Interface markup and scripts

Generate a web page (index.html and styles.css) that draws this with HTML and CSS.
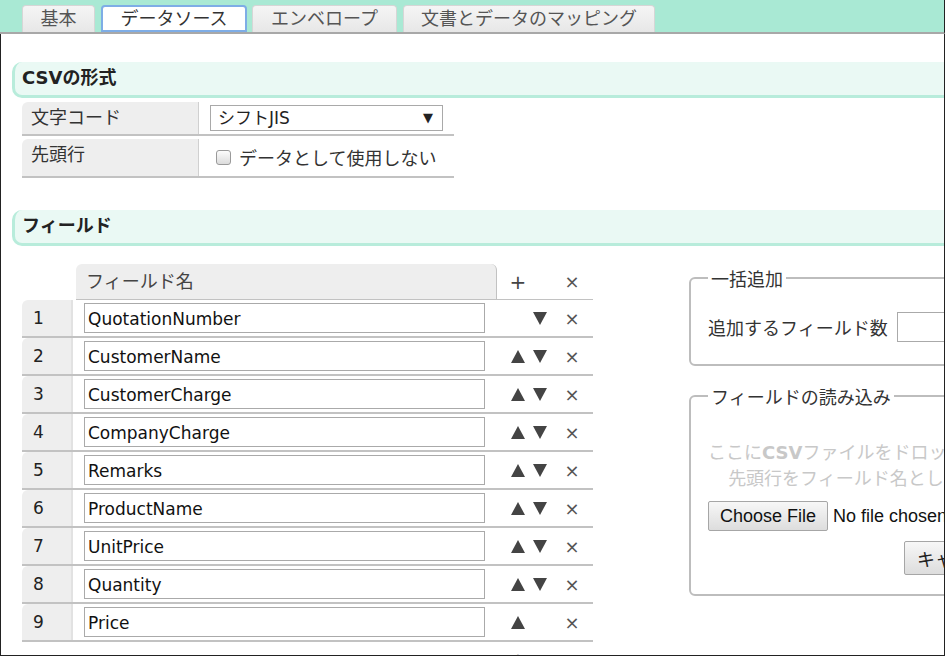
FILE: index.html
```html
<!DOCTYPE html>
<html lang="ja">
<head>
    <meta charset="UTF-8">
    <title>データソース</title>
    <link rel="stylesheet" href="styles.css">
</head>
<body>
<div class="frame">
    <div class="tabbar">
        <div class="tab tab-basic">基本</div>
        <div class="tab tab-source active">データソース</div>
        <div class="tab tab-envelope">エンベロープ</div>
        <div class="tab tab-mapping">文書とデータのマッピング</div>
    </div>

    <div class="content">
        <div class="page">
            <h2 class="section">CSVの形式</h2>
            <div class="form-table">
                <div class="form-row">
                    <div class="form-label">文字コード</div>
                    <div class="form-value">
                        <div class="select-wrap">
                            <select class="select">
                                <option>シフトJIS</option>
                                <option>UTF-8</option>
                            </select>
                            <span class="select-arrow">▼</span>
                        </div>
                    </div>
                </div>
                <div class="form-row">
                    <div class="form-label">先頭行</div>
                    <div class="form-value check-value">
                        <label class="check"><input type="checkbox" class="checkbox">データとして使用しない</label>
                    </div>
                </div>
            </div>

            <h2 class="section section-fields">フィールド</h2>
            <div class="fields-area">
                <div class="fields">
                    <div class="fields-head">
                        <div class="head-name">フィールド名</div>
                        <div class="cell-move"><span class="mv">+</span><span class="mv"></span></div>
                        <div class="cell-del">×</div>
                    </div>
                    <div id="field-rows"></div>
                    <div class="fields-foot">
                        <div class="foot-space"></div>
                        <div class="cell-move"><span class="mv">+</span><span class="mv"></span></div>
                        <div class="cell-del">×</div>
                    </div>
                </div>

                <div class="side">
                    <fieldset class="box">
                        <legend>一括追加</legend>
                        <div class="bulk-row">
                            <span>追加するフィールド数</span>
                            <input type="text" class="bulk-input">
                        </div>
                    </fieldset>
                    <fieldset class="box box-import">
                        <legend>フィールドの読み込み</legend>
                        <div class="drop-text">ここに<b>CSV</b>ファイルをドロップしてください。<br>先頭行をフィールド名として読み込みます</div>
                        <input type="file" class="file">
                        <div class="drop-actions"><button class="btn">キャンセル</button></div>
                    </fieldset>
                </div>
            </div>
        </div>
    </div>
</div>

<script>
    var fields = ['QuotationNumber', 'CustomerName', 'CustomerCharge', 'CompanyCharge',
        'Remarks', 'ProductName', 'UnitPrice', 'Quantity', 'Price'];
    var up = '<svg width="14" height="13" viewBox="0 0 14 13"><polygon points="7,0 14,13 0,13" fill="#444"/></svg>';
    var down = '<svg width="14" height="13" viewBox="0 0 14 13"><polygon points="0,0 14,0 7,13" fill="#444"/></svg>';
    var html = '';
    fields.forEach(function (name, i) {
        html += '<div class="field-row">' +
            '<div class="cell-num">' + (i + 1) + '</div>' +
            '<div class="cell-name"><input type="text" class="name-input" value="' + name + '"></div>' +
            '<div class="cell-move"><span class="mv">' + (i > 0 ? up : '') + '</span>' +
            '<span class="mv">' + (i < fields.length - 1 ? down : '') + '</span></div>' +
            '<div class="cell-del">×</div>' +
            '</div>';
    });
    document.getElementById('field-rows').innerHTML = html;
</script>
</body>
</html>
```

FILE: styles.css
```css
body {
    margin: 0;
    font-family: "DejaVu Sans", "Noto Sans CJK JP", sans-serif;
    font-size: 18px;
    color: #333;
    background-color: #fff;
}

.frame {
    width: 945px;
    height: 656px;
    overflow: hidden;
}

/* tabs */
.tabbar {
    height: 32px;
    background-color: #a9e9d4;
    border-bottom: 2px solid #a8a8a8;
    border-right: 1px solid #222;
    padding-left: 22px;
    display: flex;
    align-items: flex-end;
    gap: 6px;
    font-family: "Noto Sans CJK JP", sans-serif;
}

.tab {
    height: 27px;
    box-sizing: border-box;
    text-align: center;
    background: linear-gradient(#f5f5f5, #e7e7e7);
    border: 1px solid #d6d6d6;
    border-bottom: none;
    border-radius: 4px 4px 0 0;
    line-height: 23px;
    color: #555;
}

.tab-basic { width: 73px; }
.tab-source { width: 146px; }
.tab-envelope { width: 145px; margin-left: -1px; }
.tab-mapping { width: 252px; }

.tab.active {
    background: #fff;
    border: 2px solid #7eade6;
    line-height: 20px;
    color: #333;
}

.content {
    height: 622px;
    box-sizing: border-box;
    border: 1px solid #222;
    border-top: none;
    overflow: hidden;
}

.page {
    width: 1100px;
}

/* section headers */
.section {
    margin: 28px 0 0 11px;
    height: 36px;
    box-sizing: border-box;
    background-color: #eaf9f4;
    border-left: 3px solid #b8ecdb;
    border-bottom: 3px solid #b8ecdb;
    border-radius: 10px 0 0 10px;
    padding-left: 7px;
    font-size: 18px;
    font-weight: bold;
    line-height: 31px;
    color: #222;
}

.section-fields {
    margin-top: 32px;
}

/* csv format table */
.form-table {
    margin: 4px 0 0 21px;
    width: 432px;
}

.form-row {
    display: flex;
    border-bottom: 2px solid #c2c2c2;
    margin-bottom: 3px;
}

.form-label {
    width: 177px;
    flex: none;
    box-sizing: border-box;
    background-color: #eee;
    border-radius: 6px 0 0 0;
    border-right: 1px solid #d0d0d0;
    padding: 3px 9px;
    line-height: 22px;
    font-family: "Noto Sans CJK JP", sans-serif;
}

.form-value {
    padding: 3px 10px 3px 11px;
}

.select-wrap {
    position: relative;
    width: 233px;
}

.select {
    appearance: none;
    -webkit-appearance: none;
    display: block;
    width: 233px;
    height: 26px;
    box-sizing: border-box;
    border: 1px solid #a9a9a9;
    border-radius: 0;
    background: #fff;
    padding: 0 0 0 7px;
    font-family: "DejaVu Sans", "Noto Sans CJK JP", sans-serif;
    font-size: 17px;
    color: #222;
}

.select-arrow {
    position: absolute;
    right: 10px;
    top: 5px;
    font-size: 13px;
    line-height: 16px;
    color: #222;
}

.check-value {
    padding: 7px 10px 7px 17px;
}

.check {
    display: flex;
    align-items: center;
    line-height: 23px;
    font-family: "Noto Sans CJK JP", sans-serif;
}

.checkbox {
    appearance: none;
    -webkit-appearance: none;
    width: 15px;
    height: 15px;
    margin: 0 8px 0 0;
    border: 1px solid #9a9a9a;
    border-radius: 3px;
    background: linear-gradient(#fcfcfc, #dcdcdc);
}

/* fields table */
.fields-area {
    display: flex;
    margin-top: 18px;
    padding-left: 21px;
}

.fields {
    width: 571px;
    flex: none;
}

.fields-head {
    display: flex;
    margin-left: 54px;
    height: 35px;
    border-bottom: 1px solid #c2c2c2;
}

.head-name {
    width: 421px;
    box-sizing: border-box;
    background-color: #eee;
    border-radius: 6px 6px 0 0;
    border-right: 1px solid #c2c2c2;
    padding-left: 10px;
    line-height: 32px;
    font-family: "Noto Sans CJK JP", sans-serif;
    color: #444;
}

.field-row {
    display: flex;
    height: 38px;
    box-sizing: border-box;
    border-bottom: 2px solid #c2c2c2;
}

.cell-num {
    width: 51px;
    flex: none;
    background-color: #eee;
    border-radius: 6px 0 0 0;
    border-right: 2px solid #e2e2e2;
    box-sizing: border-box;
    padding-left: 11px;
    line-height: 37px;
    font-size: 17px;
    color: #222;
}

.cell-name {
    width: 424px;
    flex: none;
    box-sizing: border-box;
    padding: 3px 11px 0 11px;
}

.name-input {
    display: block;
    width: 401px;
    height: 30px;
    box-sizing: border-box;
    border: 1px solid #aaa;
    padding: 1px 3px 0;
    font-family: "DejaVu Sans", sans-serif;
    font-size: 17px;
    color: #111;
}

.cell-move {
    width: 54px;
    flex: none;
    box-sizing: border-box;
    padding-left: 10px;
    display: flex;
    align-items: center;
}

.mv {
    width: 22px;
    display: flex;
    justify-content: center;
    color: #444;
    font-size: 20px;
}

.cell-del {
    width: 42px;
    flex: none;
    display: flex;
    align-items: center;
    justify-content: center;
    color: #555;
    font-size: 18px;
}

.fields-foot {
    display: flex;
    height: 36px;
}

.foot-space {
    width: 475px;
}

/* right side */
.side {
    margin-left: 96px;
    padding-top: 3px;
}

.box {
    margin: 0;
    width: 402px;
    box-sizing: border-box;
    border: 2px solid #bdbdbd;
    border-radius: 6px;
    padding: 0 18px 22px 17px;
    font-family: "Noto Sans CJK JP", sans-serif;
}

.box legend {
    padding: 0 3px;
    line-height: 22px;
    color: #333;
}

.bulk-row {
    display: flex;
    align-items: center;
    gap: 9px;
    padding-top: 23px;
}

.bulk-input {
    width: 80px;
    height: 30px;
    box-sizing: border-box;
    border: 1px solid #aaa;
    flex: none;
}

.box-import {
    margin-top: 19px;
    padding-bottom: 19px;
}

.drop-text {
    padding-top: 32px;
    text-align: center;
    color: #c8c8c8;
    line-height: 24px;
    white-space: nowrap;
}

.drop-text b {
    font-family: "DejaVu Sans", sans-serif;
}

.file {
    display: block;
    margin-top: 12px;
    font-family: "Liberation Sans", Arial, sans-serif;
    font-size: 18px;
    color: #111;
}

.file::file-selector-button {
    height: 30px;
    padding: 0 11px;
    margin-right: 5px;
    font-family: "Liberation Sans", Arial, sans-serif;
    font-size: 18px;
    color: #111;
    background: linear-gradient(#f7f7f7, #dddddd);
    border: 1px solid #a6a6a6;
    border-radius: 2px;
}

.drop-actions {
    margin-top: 10px;
    padding-left: 196px;
}

.btn {
    height: 34px;
    padding: 0 12px;
    font-family: "Noto Sans CJK JP", sans-serif;
    font-size: 18px;
    color: #222;
    background: linear-gradient(#f7f7f7, #dddddd);
    border: 1px solid #a6a6a6;
    border-radius: 2px;
}
```
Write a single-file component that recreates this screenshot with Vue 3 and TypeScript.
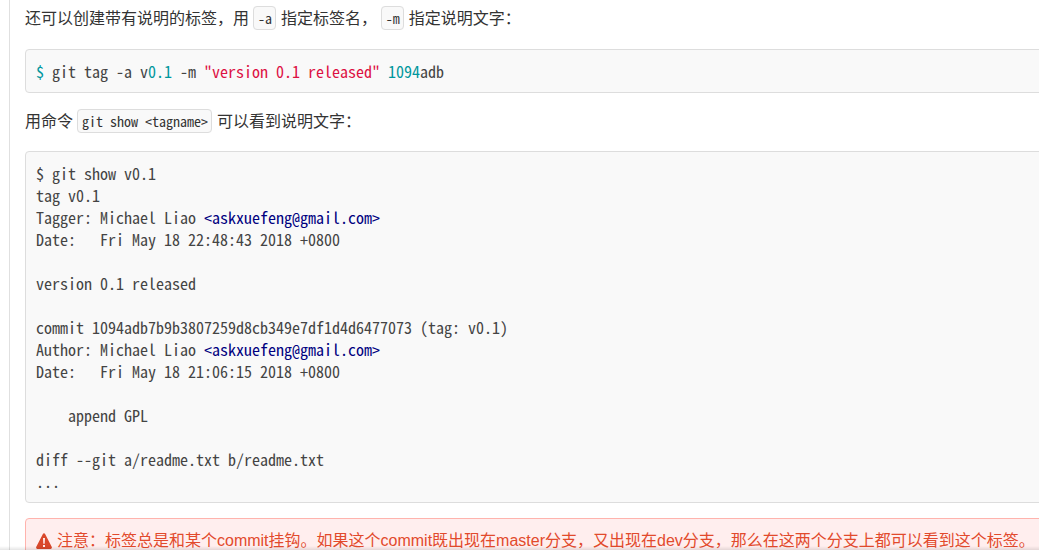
<script setup lang="ts">
const log: string[] = [
  'tag v0.1',
]
</script>

<template>
  <div class="page">
    <main class="content">
      <p class="para">还可以创建带有说明的标签，用 <code class="inline">-a</code> 指定标签名， <code class="inline">-m</code> 指定说明文字：</p>
      <pre class="block first"><span class="teal">$</span> git tag -a v<span class="teal">0.1</span> -m <span class="red">"version 0.1 released"</span> <span class="teal">1094</span>adb</pre>
      <p class="para tight">用命令 <code class="inline">git show &lt;tagname&gt;</code> 可以看到说明文字：</p>
      <pre class="block last">$ git show v0.1
{{ log[0] }}
Tagger: Michael Liao <span class="blue">&lt;askxuefeng@gmail.com&gt;</span>
Date:   Fri May 18 22:48:43 2018 +0800

version 0.1 released

commit 1094adb7b9b3807259d8cb349e7df1d4d6477073 (tag: v0.1)
Author: Michael Liao <span class="blue">&lt;askxuefeng@gmail.com&gt;</span>
Date:   Fri May 18 21:06:15 2018 +0800

    append GPL

diff --git a/readme.txt b/readme.txt
...</pre>
      <div class="alert">
        <svg class="warn" viewBox="0 0 16 14" width="16" height="16" preserveAspectRatio="none" aria-hidden="true">
          <path fill-rule="evenodd" d="M8 0.2c.5 0 .9.3 1.1.7l6.6 11.2c.5.8-.1 1.8-1.1 1.8H1.4c-1 0-1.6-1-1.1-1.8L6.9.9C7.1.5 7.5.2 8 .2zM7 4.4l.3 5h1.4l.3-5H7zm0 6.1v1.7h2v-1.7H7z"/>
        </svg>
        <span>注意：标签总是和某个commit挂钩。如果这个commit既出现在master分支，又出现在dev分支，那么在这两个分支上都可以看到这个标签。</span>
      </div>
    </main>
    <div class="fade"></div>
  </div>
</template>

<style>
html, body { margin: 0; overflow: hidden; background: #fff; }
</style>

<style scoped>
.page {
  position: relative;
  width: 1039px;
  height: 550px;
  overflow: hidden;
  padding-left: 9px;
  box-sizing: border-box;
}
.content {
  width: 1100px;
  box-sizing: border-box;
  height: 550px;
  border-left: 1px solid #e0e0e0;
  padding: 7px 0 0 15px;
  font-family: "Liberation Sans", "Noto Sans CJK SC", sans-serif;
  font-size: 16px;
  color: #333;
  line-height: 24px;
}
.para { margin: 0 0 18px; height: 24px; white-space: nowrap; }
.tight { margin-bottom: 17px; }
.inline {
  font-family: "Noto Sans Mono CJK SC", "Liberation Mono", monospace;
  font-size: 14px;
  line-height: 16px;
  padding: 1px 3.5px;
  background: #f9f9f9;
  border: 1px solid #ddd;
  border-radius: 4px;
  color: #333;
}
.block {
  margin: 0 0 16px;
  padding: 10px;
  background: #f9f9f9;
  border: 1px solid #ddd;
  border-radius: 4px;
  font-family: "Noto Sans Mono CJK SC", "Liberation Mono", monospace;
  font-size: 16px;
  line-height: 22px;
  color: #444;
}
.first { margin-bottom: 17px; }
.last { margin-bottom: 15px; }
.teal { color: #00979d; }
.red { color: #dd1144; }
.blue { color: #000080; }
.alert {
  display: flex;
  align-items: center;
  gap: 5px;
  white-space: nowrap;
  padding: 10px;
  background: #ffeeee;
  border: 1px solid #ffb3ad;
  border-radius: 4px;
  color: #e24a2c;
}
.warn { fill: #d9482b; flex: none; }
.fade {
  position: absolute;
  left: 0;
  right: 0;
  bottom: 0;
  height: 4px;
  background: linear-gradient(to bottom, rgba(0,0,0,0), rgba(0,0,0,0.1));
}
</style>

[What the task requires]: Which lines contain "that"? Copy each of them out.

[Written response]:
Generate a web page (index.html and styles.css) that draws this with HTML and CSS.
Write a single-file component that recreates this screenshot with Vue 3 and TypeScript.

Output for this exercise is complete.